**WHAT YOU NEED TO DO**
Scan the entries below for the word "index". Copy each line that has it.

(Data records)
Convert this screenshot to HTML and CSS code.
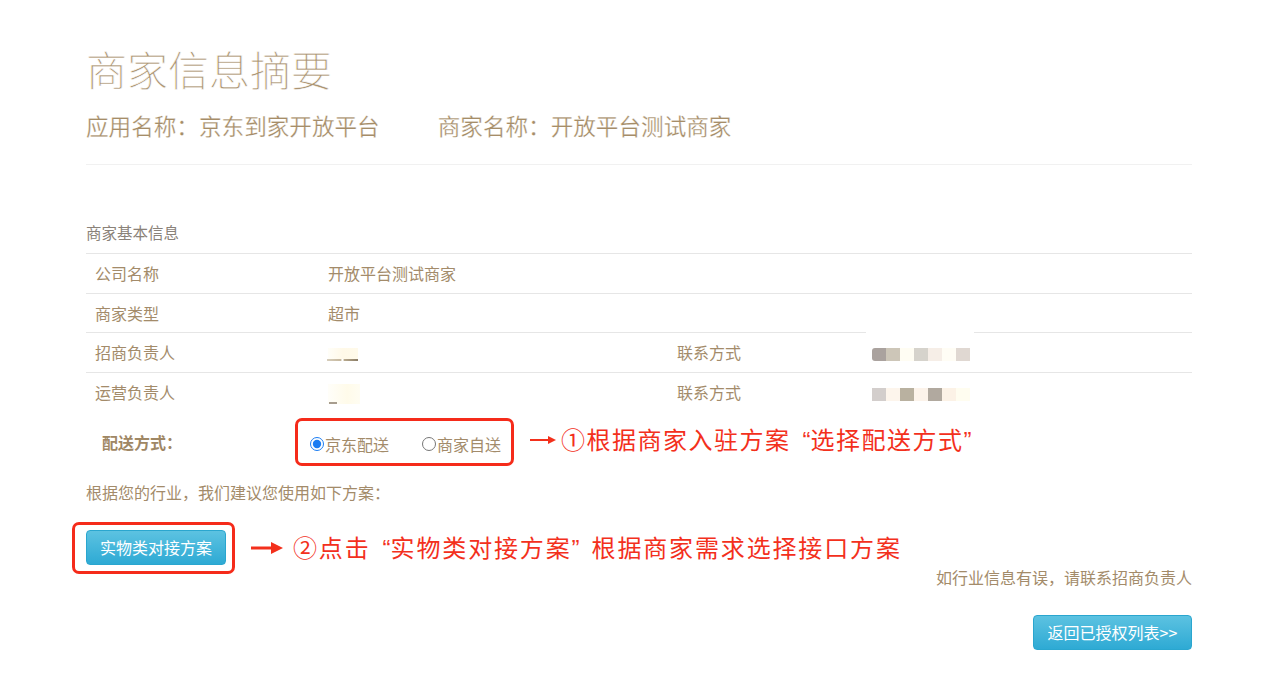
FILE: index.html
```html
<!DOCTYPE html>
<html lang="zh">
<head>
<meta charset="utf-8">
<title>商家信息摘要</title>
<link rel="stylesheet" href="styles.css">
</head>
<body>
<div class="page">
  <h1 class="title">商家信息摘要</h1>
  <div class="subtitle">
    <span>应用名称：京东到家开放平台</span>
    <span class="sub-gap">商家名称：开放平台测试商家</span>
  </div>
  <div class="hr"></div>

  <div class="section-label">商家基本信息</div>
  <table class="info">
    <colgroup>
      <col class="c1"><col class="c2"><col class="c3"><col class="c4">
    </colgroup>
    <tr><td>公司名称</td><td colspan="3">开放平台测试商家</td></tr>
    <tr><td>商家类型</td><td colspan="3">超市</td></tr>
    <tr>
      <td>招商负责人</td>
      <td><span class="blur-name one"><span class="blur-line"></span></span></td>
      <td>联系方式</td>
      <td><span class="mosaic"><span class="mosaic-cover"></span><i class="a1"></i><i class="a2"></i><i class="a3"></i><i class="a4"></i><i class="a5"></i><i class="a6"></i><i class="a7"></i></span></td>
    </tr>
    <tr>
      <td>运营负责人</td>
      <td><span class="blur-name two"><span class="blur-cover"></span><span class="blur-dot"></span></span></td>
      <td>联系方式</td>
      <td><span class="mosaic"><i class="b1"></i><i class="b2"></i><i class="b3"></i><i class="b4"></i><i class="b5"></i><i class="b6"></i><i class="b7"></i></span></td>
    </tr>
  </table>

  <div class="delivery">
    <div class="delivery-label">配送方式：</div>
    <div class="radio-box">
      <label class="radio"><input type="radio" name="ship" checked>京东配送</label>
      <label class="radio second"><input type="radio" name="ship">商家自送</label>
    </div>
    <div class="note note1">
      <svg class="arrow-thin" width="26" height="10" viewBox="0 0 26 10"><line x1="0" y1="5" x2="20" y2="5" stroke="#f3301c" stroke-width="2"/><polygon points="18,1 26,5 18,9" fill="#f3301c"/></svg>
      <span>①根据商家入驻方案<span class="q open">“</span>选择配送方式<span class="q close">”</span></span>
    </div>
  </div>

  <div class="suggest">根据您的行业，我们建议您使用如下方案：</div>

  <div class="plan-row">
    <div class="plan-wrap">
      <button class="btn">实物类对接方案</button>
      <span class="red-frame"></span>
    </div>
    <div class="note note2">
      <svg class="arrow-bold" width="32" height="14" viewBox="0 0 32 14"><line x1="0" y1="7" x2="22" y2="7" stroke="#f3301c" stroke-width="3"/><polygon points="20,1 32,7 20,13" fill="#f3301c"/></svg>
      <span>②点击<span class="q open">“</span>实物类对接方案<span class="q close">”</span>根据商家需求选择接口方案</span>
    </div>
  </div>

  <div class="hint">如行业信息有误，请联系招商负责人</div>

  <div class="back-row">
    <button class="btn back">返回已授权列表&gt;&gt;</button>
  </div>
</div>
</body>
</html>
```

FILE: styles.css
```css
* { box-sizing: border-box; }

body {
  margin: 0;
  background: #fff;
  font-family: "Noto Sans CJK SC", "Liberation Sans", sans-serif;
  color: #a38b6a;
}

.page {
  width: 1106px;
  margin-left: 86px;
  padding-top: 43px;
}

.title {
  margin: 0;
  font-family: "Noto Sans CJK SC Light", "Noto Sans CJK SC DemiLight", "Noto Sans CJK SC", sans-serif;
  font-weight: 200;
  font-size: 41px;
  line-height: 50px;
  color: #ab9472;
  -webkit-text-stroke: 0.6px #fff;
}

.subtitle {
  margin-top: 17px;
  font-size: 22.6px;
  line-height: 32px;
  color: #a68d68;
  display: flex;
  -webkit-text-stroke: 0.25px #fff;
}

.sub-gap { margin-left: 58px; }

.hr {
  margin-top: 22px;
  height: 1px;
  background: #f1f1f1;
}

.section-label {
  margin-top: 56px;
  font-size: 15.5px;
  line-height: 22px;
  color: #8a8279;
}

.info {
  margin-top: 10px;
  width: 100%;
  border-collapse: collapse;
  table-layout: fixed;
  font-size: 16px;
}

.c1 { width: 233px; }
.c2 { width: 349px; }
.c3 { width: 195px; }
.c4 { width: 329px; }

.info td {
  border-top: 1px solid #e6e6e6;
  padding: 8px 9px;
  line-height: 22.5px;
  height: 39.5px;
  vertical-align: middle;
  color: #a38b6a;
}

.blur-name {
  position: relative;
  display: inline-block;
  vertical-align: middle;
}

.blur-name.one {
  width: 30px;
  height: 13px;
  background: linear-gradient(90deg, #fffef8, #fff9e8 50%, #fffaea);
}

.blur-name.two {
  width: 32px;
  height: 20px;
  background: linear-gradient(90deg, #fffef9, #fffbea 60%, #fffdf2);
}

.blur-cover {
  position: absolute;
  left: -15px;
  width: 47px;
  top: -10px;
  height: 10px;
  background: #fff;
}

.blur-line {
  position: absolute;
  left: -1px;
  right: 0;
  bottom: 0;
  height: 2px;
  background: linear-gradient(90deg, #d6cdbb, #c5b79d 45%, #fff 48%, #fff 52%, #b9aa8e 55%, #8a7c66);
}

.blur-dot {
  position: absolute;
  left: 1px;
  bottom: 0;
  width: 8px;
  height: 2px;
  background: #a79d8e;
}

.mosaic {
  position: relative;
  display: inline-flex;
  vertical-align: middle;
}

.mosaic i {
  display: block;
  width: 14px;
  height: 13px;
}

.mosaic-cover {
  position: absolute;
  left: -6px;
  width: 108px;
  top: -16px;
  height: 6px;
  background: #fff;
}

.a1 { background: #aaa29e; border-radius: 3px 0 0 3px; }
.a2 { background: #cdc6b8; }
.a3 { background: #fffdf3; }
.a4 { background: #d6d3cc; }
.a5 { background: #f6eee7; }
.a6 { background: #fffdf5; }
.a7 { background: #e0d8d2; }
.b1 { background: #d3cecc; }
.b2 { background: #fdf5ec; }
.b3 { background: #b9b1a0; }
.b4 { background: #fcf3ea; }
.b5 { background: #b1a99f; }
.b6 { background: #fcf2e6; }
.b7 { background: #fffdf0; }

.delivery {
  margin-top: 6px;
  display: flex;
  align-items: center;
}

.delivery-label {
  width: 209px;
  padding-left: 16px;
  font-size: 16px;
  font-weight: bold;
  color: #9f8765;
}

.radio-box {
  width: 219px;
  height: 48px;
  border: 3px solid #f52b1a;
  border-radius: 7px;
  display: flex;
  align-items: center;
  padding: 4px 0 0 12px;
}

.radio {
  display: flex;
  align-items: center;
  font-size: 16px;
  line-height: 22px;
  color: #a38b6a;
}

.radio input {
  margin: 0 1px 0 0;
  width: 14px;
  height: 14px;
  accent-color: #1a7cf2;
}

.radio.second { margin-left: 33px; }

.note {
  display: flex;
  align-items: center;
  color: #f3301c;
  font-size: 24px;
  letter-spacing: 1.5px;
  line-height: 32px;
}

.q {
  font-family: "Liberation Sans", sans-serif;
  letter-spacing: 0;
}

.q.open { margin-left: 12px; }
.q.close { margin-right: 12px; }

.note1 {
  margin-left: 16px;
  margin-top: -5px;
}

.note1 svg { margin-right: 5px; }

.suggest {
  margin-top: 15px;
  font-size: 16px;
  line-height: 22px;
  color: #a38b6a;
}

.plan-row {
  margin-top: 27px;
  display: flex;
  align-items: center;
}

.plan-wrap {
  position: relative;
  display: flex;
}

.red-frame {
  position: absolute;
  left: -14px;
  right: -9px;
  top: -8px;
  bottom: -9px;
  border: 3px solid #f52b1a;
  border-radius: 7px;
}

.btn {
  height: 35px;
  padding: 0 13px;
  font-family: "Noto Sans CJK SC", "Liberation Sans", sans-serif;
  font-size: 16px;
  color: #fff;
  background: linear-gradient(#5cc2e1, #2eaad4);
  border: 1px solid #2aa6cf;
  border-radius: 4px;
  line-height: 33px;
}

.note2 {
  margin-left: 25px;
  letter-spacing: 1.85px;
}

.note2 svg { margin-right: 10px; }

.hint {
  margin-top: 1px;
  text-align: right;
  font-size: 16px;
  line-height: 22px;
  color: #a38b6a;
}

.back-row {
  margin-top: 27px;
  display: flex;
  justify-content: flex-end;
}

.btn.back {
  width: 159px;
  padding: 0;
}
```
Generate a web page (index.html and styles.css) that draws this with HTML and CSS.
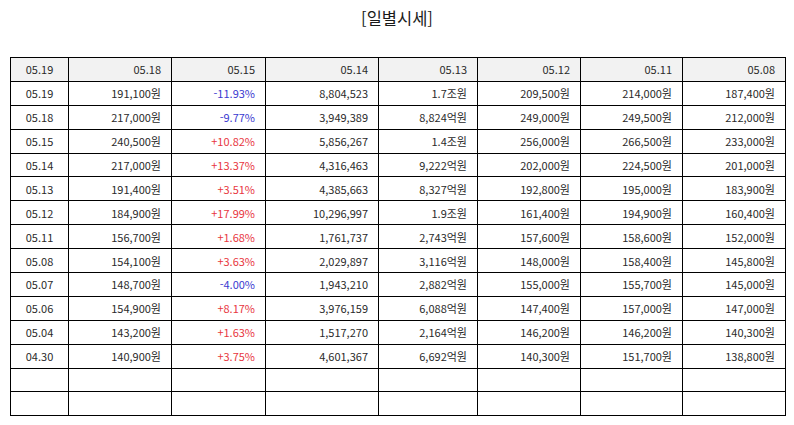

**PROBLEM SOLUTION**
FILE: index.html
Generate a web page (index.html and styles.css) that draws this with HTML and CSS.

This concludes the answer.